Major differences of opinion emerged over the weekend between the German and Italian foreign ministers over the best approach to helping Russia to escape from the financial black hole which threatens to swallow the struggling Russian economy.

The Italian foreign minister, Lamberto Dini, was quoted on Saturday as saying that a moratorium on Russia's estimated $150bn (pounds 90bn) of foreign debt is inevitable, because it is hardly possible for Russia to meet its short-term obligations.

Mr Dini said the EU should give "some kind of reconsideration to Russia's foreign debt."

However Klaus Kinkel, the German Foreign Minister, speaking at the EU foreign ministers' meeting in Salzburg, Austria, yesterday was quick to reject the idea of a moratorium.

"We must help Russia in difficult times but we mustn't immediately move towards a moratorium," said Mr Kinkel. He said that until now Russia had been a reliable debtor and it was important that it continued to service its debts to Germany.
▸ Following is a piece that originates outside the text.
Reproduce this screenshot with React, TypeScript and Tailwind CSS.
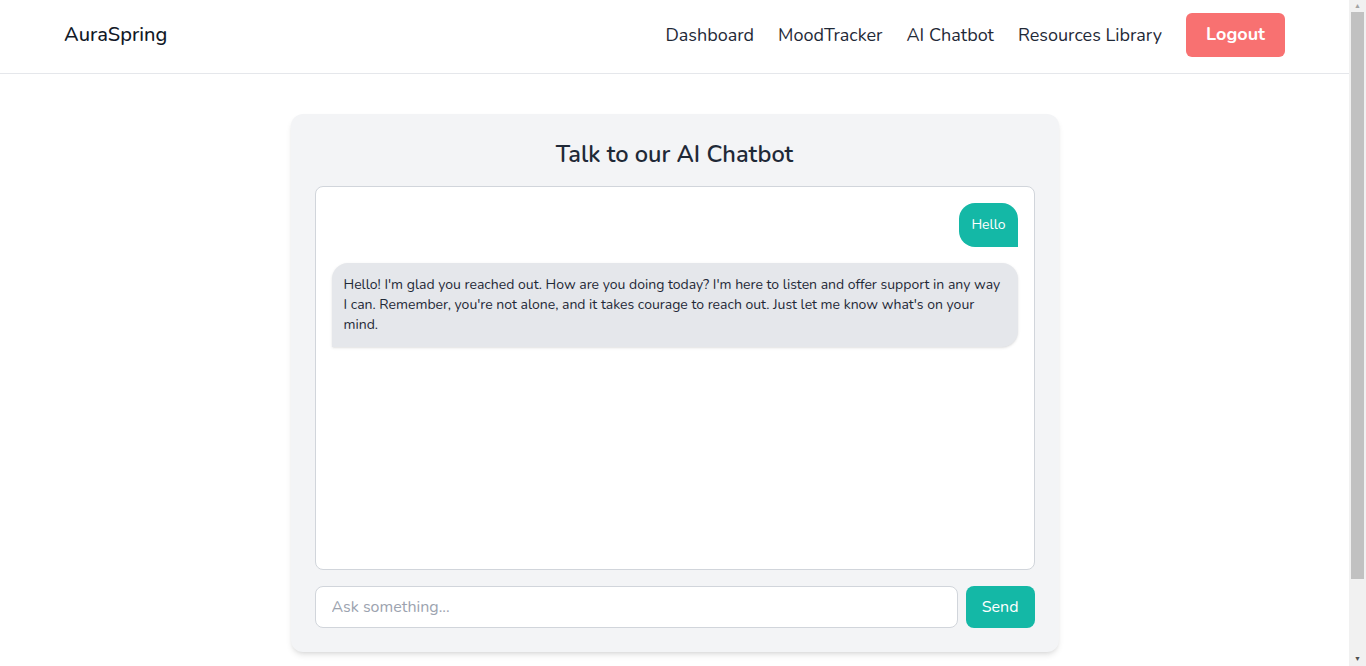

German banks are estimated to have lent some DM54bn (pounds 18bn) to Russia.

The public disagreement between the two European statesmen took much of the gloss off a recommendation that three EU foreign ministers - Mr Kinkel, Austria's Wolfgang Schussel and the UK Foreign Minister, Robin Cook, should fly to Moscow as soon as possible to discuss the growing crisis.

But there is no lack of scheduled debate on the issue. The deputy finance ministers of the Group of Seven nations will meet in London over the next 10 days to consider the implications of the Russian crisis, a Treasury spokesman said yesterday.

The meeting has been called by the UK in its role as the current chairman of the G7, which lasts until the end of the year.

The crisis will also be discussed by the meeting of finance ministers in Vienna at the end of September, by ministers at the annual Commonwealth conference in Ottawa, and by the Group of Seven again when it gathers in Washington for the annual meetings of the International Monetary Fund and the World Bank early next month.

But the official UK policy towards Russia remains that the country should elect a new government to take control of policy and implement the economic reforms it undertook to make in order to secure a financial support package from the IMF in July.

Russia's central bank chairman, Sergei Dubinin, said that Russia would not default on its foreign debt. He told The Independent on Sunday at the weekend that Russia would do its best to meet its obligations even if the IMF broke off its loan programme.

But reports were circulating in London over the weekend that the London- based European Bank for Reconstruction and Development (EBRD) would this week be forced to write off loans larger than the pounds 250m written off last month by Barclays Bank.

In the absence of any strong initiatives to resolve the crisis, the markets face a continuation of the slide of last week. The Tokyo market faces further bad news from companies reporting in the next few days and uncertainty over proposals to stabilise Japan's ailing financial system.